[Problem details]
From the listing below, pull out all lines with "page" in them.
────────────────
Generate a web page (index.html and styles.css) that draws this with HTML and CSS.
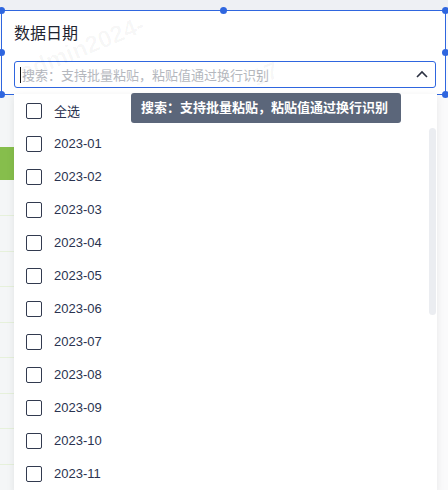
FILE: index.html
```html
<!DOCTYPE html>
<html lang="zh-CN">
<head>
<title>数据日期</title>
<meta charset="utf-8">
<meta name="viewport" content="width=device-width, initial-scale=1">
<link rel="stylesheet" href="styles.css">
</head>
<body>

<div class="page">
  <div class="topbar"></div>

  <!-- selected filter widget -->
  <div class="widget">
    <div class="widget-title">数据日期</div>
    <div class="search">
      <span class="caret"></span>
      <span class="placeholder">搜索：支持批量粘贴，粘贴值通过换行识别</span>
      <svg class="chevron" width="12" height="8" viewBox="0 0 12 8">
        <path d="M1 7 L6 2 L11 7" fill="none" stroke="#2b3142" stroke-width="1.6"/>
      </svg>
    </div>
    <span class="handle h-tl"></span>
    <span class="handle h-tm"></span>
    <span class="handle h-tr"></span>
    <span class="handle h-ml"></span>
    <span class="handle h-mr"></span>
    <span class="handle h-bl"></span>
    <span class="handle h-br"></span>
  </div>

  <!-- board behind the dropdown -->
  <div class="rail">
    <div class="rail-row first"></div>
    <div class="rail-row bar"></div>
    <div class="rail-row r36"></div>
    <div class="rail-row"></div>
    <div class="rail-row"></div>
    <div class="rail-row"></div>
    <div class="rail-row"></div>
    <div class="rail-row"></div>
    <div class="rail-row"></div>
    <div class="rail-row"></div>
    <div class="rail-row"></div>
  </div>

  <div class="watermark wm1">admin2024-</div>
  <div class="watermark wm2">17</div>

  <!-- dropdown -->
  <div class="dropdown">
    <ul class="options">
      <li><span class="box"></span>全选</li>
      <li><span class="box"></span>2023-01</li>
      <li><span class="box"></span>2023-02</li>
      <li><span class="box"></span>2023-03</li>
      <li><span class="box"></span>2023-04</li>
      <li><span class="box"></span>2023-05</li>
      <li><span class="box"></span>2023-06</li>
      <li><span class="box"></span>2023-07</li>
      <li><span class="box"></span>2023-08</li>
      <li><span class="box"></span>2023-09</li>
      <li><span class="box"></span>2023-10</li>
      <li><span class="box"></span>2023-11</li>
    </ul>
    <div class="scrollbar"></div>
  </div>

  <div class="tooltip">搜索：支持批量粘贴，粘贴值通过换行识别</div>
</div>

</body>
</html>
```

FILE: styles.css
```css
* {
  box-sizing: border-box;
}

body {
  margin: 0;
  font-family: "Liberation Sans", "Noto Sans CJK SC", sans-serif;
  background: #fff;
}

.page {
  position: relative;
  width: 448px;
  height: 490px;
  overflow: hidden;
  background: #fafafb;
}

.topbar {
  height: 10px;
  background: #eef0f4;
}

/* Filter widget with selection frame */
.widget {
  position: relative;
  z-index: 2;
  width: 445px;
  height: 85px;
  margin-left: 1px;
  background: #fff;
  border: 1px solid #2f66df;
  padding: 11px 9px 0 12px;
}

.widget-title {
  font-size: 16px;
  line-height: 24px;
  color: #1f2430;
  margin-bottom: 15px;
}

.search {
  display: flex;
  align-items: center;
  height: 27px;
  border: 1px solid #2f66df;
  border-radius: 3px;
  padding: 0 6px 0 5px;
}

.caret {
  width: 1px;
  height: 16px;
  background: #111;
}

.placeholder {
  flex: 1;
  font-size: 13px;
  color: #b5b8be;
  margin-left: 1px;
  white-space: nowrap;
}

.chevron {
  margin-right: 1px;
  margin-top: -1px;
}

.handle {
  position: absolute;
  width: 7px;
  height: 7px;
  border-radius: 50%;
  background: #2f66df;
}

.h-tl { left: -4px; top: -4px; }
.h-tm { left: 218px; top: -4px; }
.h-tr { right: -4px; top: -4px; }
.h-ml { left: -4px; top: 38px; }
.h-mr { right: -4px; top: 38px; }
.h-bl { left: -4px; bottom: -4px; }
.h-br { right: -4px; bottom: -4px; }

/* Left strip of the report behind */
.rail {
  width: 14px;
  background: #f4f6f7;
}

.rail-row {
  height: 35.5px;
  border-bottom: 1px solid #e6f1db;
}

.rail-row.first {
  height: 52px;
  border-bottom: none;
}

.rail-row.bar {
  height: 33px;
  background: #86be4c;
  border-bottom: none;
}

.rail-row.r36 {
  height: 36px;
}

.watermark {
  position: absolute;
  font-size: 24px;
  font-weight: bold;
  line-height: 28px;
  color: rgba(0, 0, 0, 0.035);
  transform: rotate(-22deg);
  transform-origin: left bottom;
  z-index: 3;
  pointer-events: none;
}

.wm1 { left: 26px; top: 58px; }
.wm2 { left: 258px; top: 64px; }

/* Dropdown */
.dropdown {
  position: absolute;
  z-index: 4;
  left: 14px;
  top: 94px;
  width: 423px;
  height: 400px;
  background: #fff;
  box-shadow: 0 2px 8px rgba(0, 0, 0, 0.08);
}

.options {
  list-style: none;
  margin: 0;
  padding: 0;
}

.options li {
  display: flex;
  align-items: center;
  height: 33px;
  padding-left: 12px;
  font-size: 13px;
  color: #2a3350;
}

.box {
  width: 16px;
  height: 16px;
  border: 1.5px solid #323a4f;
  border-radius: 2px;
  margin-right: 12px;
}

.scrollbar {
  position: absolute;
  right: 1px;
  top: 34px;
  width: 7px;
  height: 187px;
  border-radius: 4px;
  background: #ebedf1;
}

.tooltip {
  position: absolute;
  z-index: 5;
  left: 131px;
  top: 93px;
  width: 270px;
  height: 30px;
  background: #5b667a;
  border-radius: 3px;
  color: #fff;
  font-size: 13px;
  font-weight: bold;
  line-height: 30px;
  padding-left: 10px;
  white-space: nowrap;
}
```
────────────────
[Answer below]
Generate a web page (index.html and styles.css) that draws this with HTML and CSS.
<div class="page">
.page {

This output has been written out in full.